MİT, Parastin ve asayişin toplantılarında her zaman hazır bulundu

MİT’in Parastin ve asayiş ile yapılan görüşmelerde her zaman hazır bulunduğunu belirten Kaçar, “Benim onlarla görüşmemde her zaman Kürt olmayan ve hiç konuşmayan birileri vardı. Bu kişinin MİT’ten olduğu açıktı. Her arama ve tehditten sonra BM’e sığındım. Eğer bunu yapmasaydım beni çoktan Türkiye’ye teslim etmişlerdi. Bana dediler ki artık ne HDP ne de BM seni bizden kurtaramaz. Ya bizim isteklerimize göre hareket edersin ya da burada yaşamayacaksın. Bana Hewlêr’den ayrılmam için 21 Mart’a kadar süre verildi. Ama yine reddettim ve ayrılmadım.”

23 Kasım’da Kaçar, iki çocuğu ve eşiyle birlikte zorla sınır dışı edildi.

23 Kasım’da Kaçar ailesi sorunlarını çözmek için ikamet dairesine götürdüler, ancak gerçekte bu durum, Kaçar’ı iki çocuğu ve eşiyle sınır dışı etmek bir aldatmacaydı. Türk bir şoför  siyah bir arabayla onları Hewlêr’den sınır dışı etmeye götürüyordu. Kaçar, Türkçe konuşan sürücünün kendisini tehdit ettiğini, Hewlêr’e dönerse beyninin dağıtılıp, gözlerini çıkaracaklarını söylediğini ifade etti.

Kimse onların yardımına gitmedi

Hasan Kaçar, Dêgel kontrol noktasından Güney halkı ile aktivistleri ve siyasileri KDP’nin uygulamalarına karşı çıkmaya çağırdı ancak kimse aileyi ziyaret etmedi ve onları sahiplenen olmadı. Kaçar, “Basın aracılığıyla çağrıda bulunmuştuk. En azından duyarlı Güney halkından aydın veya aktivist birkaç kişinin gelip derdimizi dinleyeceğini ve yardım edeceğini düşündük. Ama öyle olmadı, saat ilerledikçe soğuklar artmaya başladı. Çocuklar artık idare edemez bir hale geldi. Halktan umudumu kestiğim anda yönümüzü Süleymaniye’ye çevirdik.

Hewlêr’den sınır dışı edildi, Süleymaniye’de gözaltına alındı

24 Kasım’dan bu yana zulme karşı BM temsilciliği yollarında gidip gelen Hasan Kaçar’ın talepleri henüz karşılanmadı ve BM’in şikayeti üzerine Süleymaniye’de güvenlik güçleri tarafından gözaltına alındı.

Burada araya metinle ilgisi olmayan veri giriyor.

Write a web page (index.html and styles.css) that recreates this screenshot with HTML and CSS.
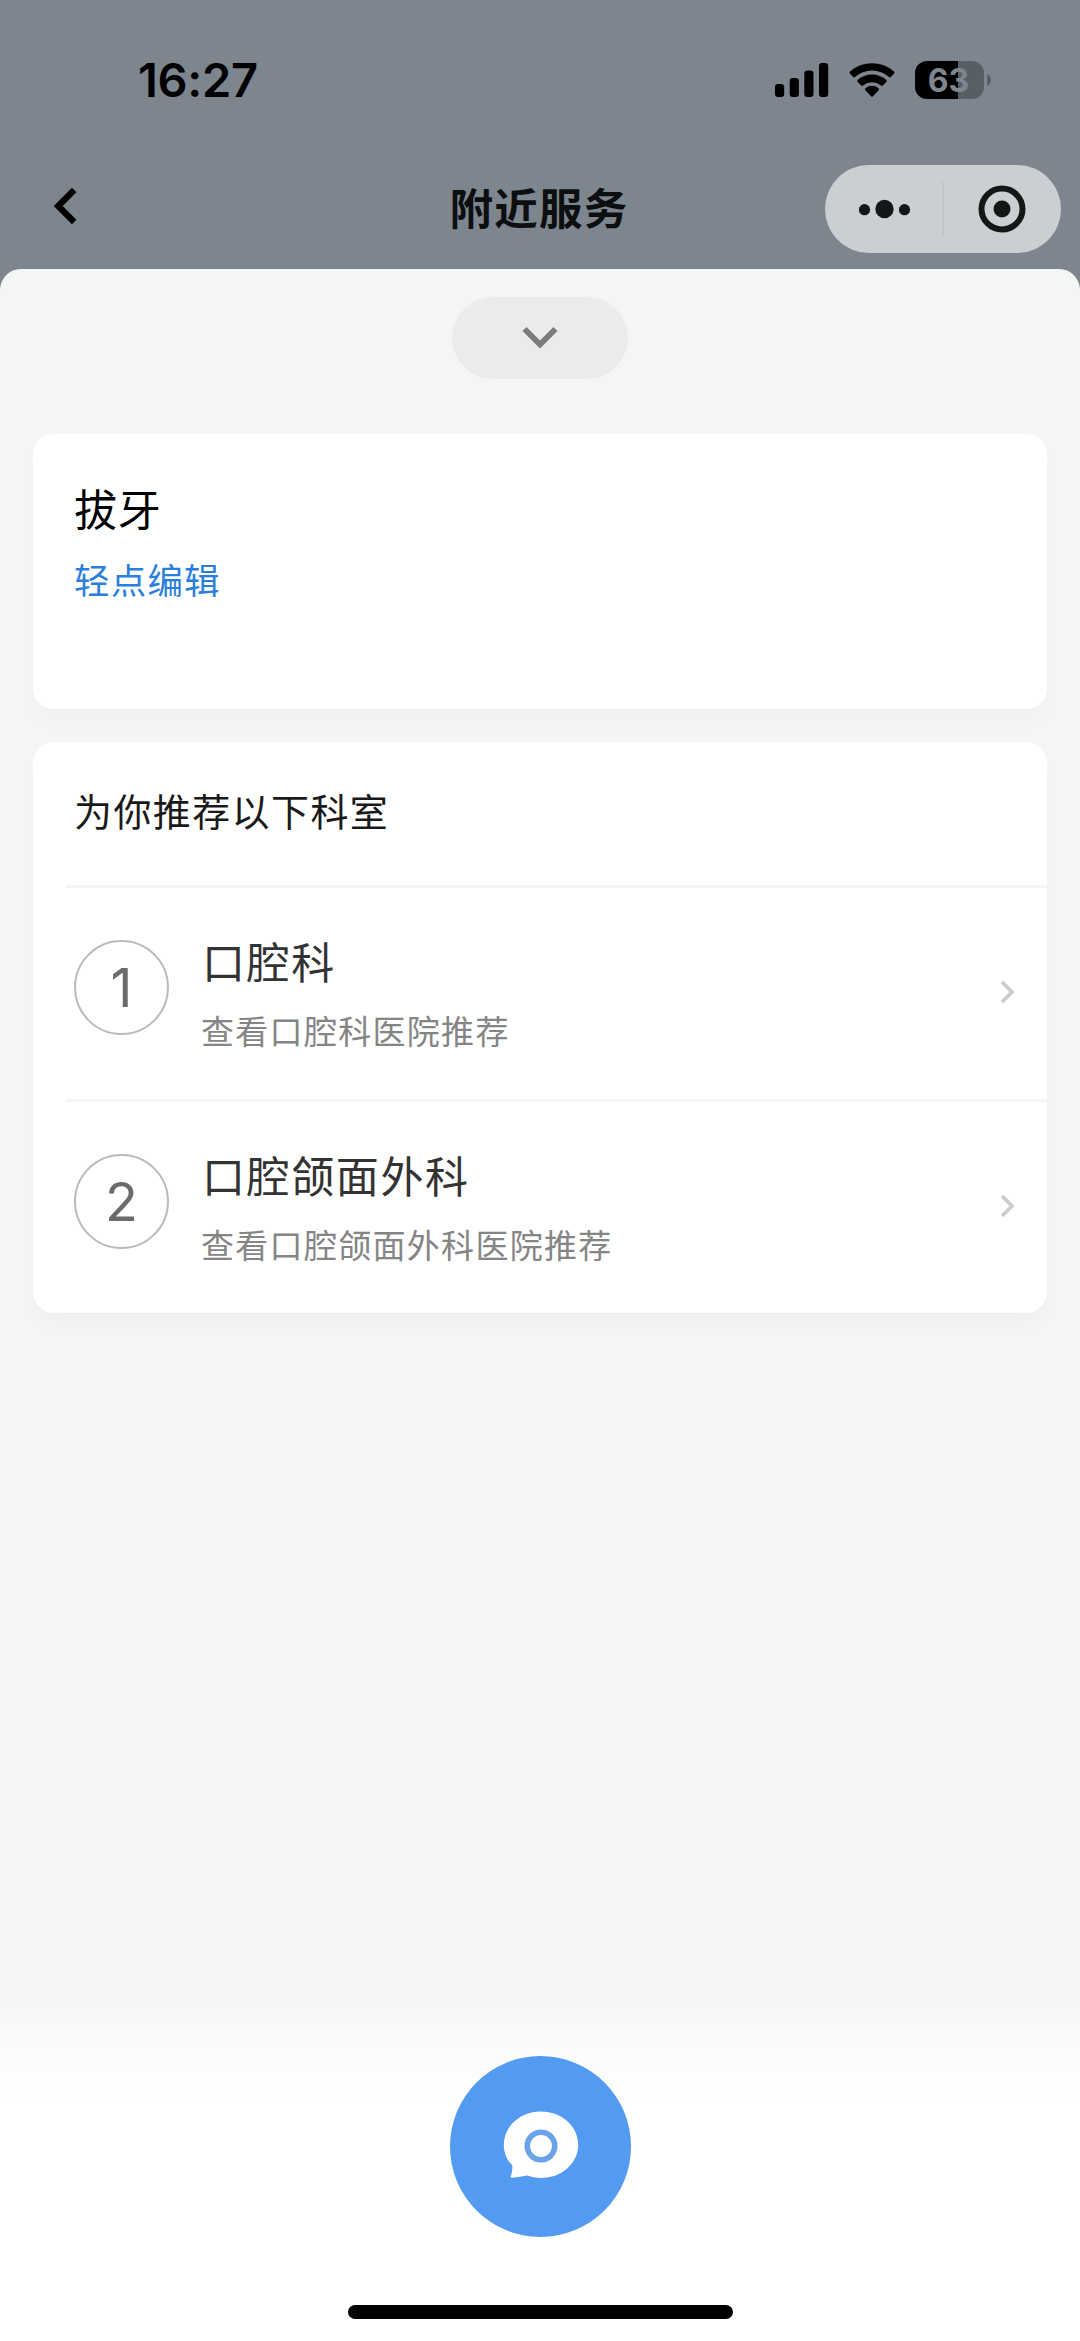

Hesen Kaçar, Kürdistan Bölgesi İçişleri Bakanlığı’nın kendisine ve ailesine bu zulmü resmi olarak yaptığını ve mücadelesinden vazgeçmeyeceğini söyleyerek şu mesajı verdi: “Davamızdan vazgeçmeyeceğiz. ”

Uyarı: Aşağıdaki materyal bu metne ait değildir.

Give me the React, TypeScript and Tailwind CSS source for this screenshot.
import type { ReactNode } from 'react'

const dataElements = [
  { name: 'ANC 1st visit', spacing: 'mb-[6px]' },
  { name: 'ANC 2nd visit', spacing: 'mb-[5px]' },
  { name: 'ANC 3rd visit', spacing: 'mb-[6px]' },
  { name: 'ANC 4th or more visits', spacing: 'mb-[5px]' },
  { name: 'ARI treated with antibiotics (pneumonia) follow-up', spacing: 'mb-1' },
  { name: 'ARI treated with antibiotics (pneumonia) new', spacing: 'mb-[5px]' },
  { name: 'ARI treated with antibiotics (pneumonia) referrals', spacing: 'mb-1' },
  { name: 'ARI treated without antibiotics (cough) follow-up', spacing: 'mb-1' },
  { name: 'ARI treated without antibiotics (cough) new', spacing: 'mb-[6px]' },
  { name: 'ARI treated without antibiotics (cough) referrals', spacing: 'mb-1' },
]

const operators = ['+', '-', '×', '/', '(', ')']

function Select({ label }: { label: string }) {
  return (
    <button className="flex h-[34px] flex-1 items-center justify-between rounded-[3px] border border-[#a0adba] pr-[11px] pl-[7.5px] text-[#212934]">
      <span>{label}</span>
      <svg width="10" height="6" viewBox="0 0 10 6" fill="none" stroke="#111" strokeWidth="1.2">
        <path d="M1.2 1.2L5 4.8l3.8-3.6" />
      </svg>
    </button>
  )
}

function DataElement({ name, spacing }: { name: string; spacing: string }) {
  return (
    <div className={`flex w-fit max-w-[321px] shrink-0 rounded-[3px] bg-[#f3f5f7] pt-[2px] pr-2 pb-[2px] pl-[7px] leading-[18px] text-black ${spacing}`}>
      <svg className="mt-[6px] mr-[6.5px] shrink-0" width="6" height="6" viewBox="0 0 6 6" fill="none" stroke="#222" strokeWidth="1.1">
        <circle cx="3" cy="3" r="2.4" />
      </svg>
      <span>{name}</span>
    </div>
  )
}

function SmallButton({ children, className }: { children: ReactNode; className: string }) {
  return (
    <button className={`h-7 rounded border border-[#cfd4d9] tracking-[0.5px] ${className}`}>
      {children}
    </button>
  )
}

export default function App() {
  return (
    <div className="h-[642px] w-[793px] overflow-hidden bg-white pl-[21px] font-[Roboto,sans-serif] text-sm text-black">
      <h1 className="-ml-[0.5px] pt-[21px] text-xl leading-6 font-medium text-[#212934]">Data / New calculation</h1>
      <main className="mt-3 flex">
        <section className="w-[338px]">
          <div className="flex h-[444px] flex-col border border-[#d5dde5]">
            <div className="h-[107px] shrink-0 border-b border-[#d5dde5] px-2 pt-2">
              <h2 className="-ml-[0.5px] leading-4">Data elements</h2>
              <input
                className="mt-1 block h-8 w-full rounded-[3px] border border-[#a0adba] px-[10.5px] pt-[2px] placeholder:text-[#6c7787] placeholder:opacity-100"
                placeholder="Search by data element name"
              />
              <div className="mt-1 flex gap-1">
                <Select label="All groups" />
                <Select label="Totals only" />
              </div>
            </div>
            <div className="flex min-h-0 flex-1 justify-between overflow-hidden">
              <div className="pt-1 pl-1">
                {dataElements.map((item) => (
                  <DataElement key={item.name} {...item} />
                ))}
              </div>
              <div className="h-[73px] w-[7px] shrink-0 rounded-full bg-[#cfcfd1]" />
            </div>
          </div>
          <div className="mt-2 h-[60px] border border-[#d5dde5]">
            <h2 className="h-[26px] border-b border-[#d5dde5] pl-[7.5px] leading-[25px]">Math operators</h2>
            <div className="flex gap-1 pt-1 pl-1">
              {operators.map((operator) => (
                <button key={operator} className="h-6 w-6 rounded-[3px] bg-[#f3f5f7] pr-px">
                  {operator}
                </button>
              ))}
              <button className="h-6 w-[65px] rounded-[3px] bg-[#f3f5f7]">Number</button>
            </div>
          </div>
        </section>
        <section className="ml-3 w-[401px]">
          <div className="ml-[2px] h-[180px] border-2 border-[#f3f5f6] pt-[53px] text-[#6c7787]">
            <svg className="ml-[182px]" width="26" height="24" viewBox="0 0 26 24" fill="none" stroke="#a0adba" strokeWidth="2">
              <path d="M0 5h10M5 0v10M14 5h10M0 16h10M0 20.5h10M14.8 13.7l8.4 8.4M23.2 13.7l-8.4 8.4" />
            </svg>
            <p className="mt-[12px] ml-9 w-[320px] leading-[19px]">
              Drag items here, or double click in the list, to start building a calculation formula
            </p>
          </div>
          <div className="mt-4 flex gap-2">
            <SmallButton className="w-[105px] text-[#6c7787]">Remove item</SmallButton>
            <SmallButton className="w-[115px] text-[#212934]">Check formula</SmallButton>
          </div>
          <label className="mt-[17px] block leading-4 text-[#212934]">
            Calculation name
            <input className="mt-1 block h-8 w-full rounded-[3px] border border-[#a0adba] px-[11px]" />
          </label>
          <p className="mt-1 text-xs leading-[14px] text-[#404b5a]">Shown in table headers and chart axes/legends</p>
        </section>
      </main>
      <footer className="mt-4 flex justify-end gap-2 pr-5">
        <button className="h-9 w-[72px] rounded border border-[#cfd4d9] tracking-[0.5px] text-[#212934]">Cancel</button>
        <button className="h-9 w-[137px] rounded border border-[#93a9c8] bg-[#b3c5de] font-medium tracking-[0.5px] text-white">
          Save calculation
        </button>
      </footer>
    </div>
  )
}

Kaçar ailesinin evi ve eşyaları halen Hewlêr’de. Kaçar ailesi günlerdir Süleymaniye’ye taşınmaya çalışıyor ancak asayiş güçleri ikametleri olmadığı gerekçesiyle ev kiralamalarına izin vermiyor ve aile bir aydır göçmen bir ailenin yanında kalıyor.

Güney halkına sesleniyorum

Hasan Kaçar, ne Hewlêr halkının ne de Süleymaniye halkının bugüne kadar KDP’nin eylemlerine karşı çıkmadığını belirterek, onlara çağrıda bulundu: “İktidar her ne kadar aramıza farklılıklar da koysa bizler kardeşiz, Kürt’üz ve bu toprakların sahiyiz. Böyle bir adaletsizlik yapıldığında önce sizler ona karşı çıkmalısınız.  Yaklaşık bir aydır buradayız ve hiç kimse yanımıza gelerek  bu durumdan memnuniyetsizlik duyduğunu söylemedi. Bu durum üzerimizde çok zorumuza gidiyor ve canımızı acıtıyor. Buradaki iktidarın düşmanla birlikte hareket ettiğini biliyorum ve bu benim için şaşırtıcı değil ama sessizliğiniz bizi incitiyor.”

‘Ankilozan spondilit ve Crohn hastalığı’ gibi kronik hastalıkları bulunan Hasan Kaçar, aylık 250 dolarlık enjeksiyon kullanmak zorunda. İğnesi yapmadığında ayağa kalkamıyor ve yaşamını normal bir şekilde sürdüremiyor.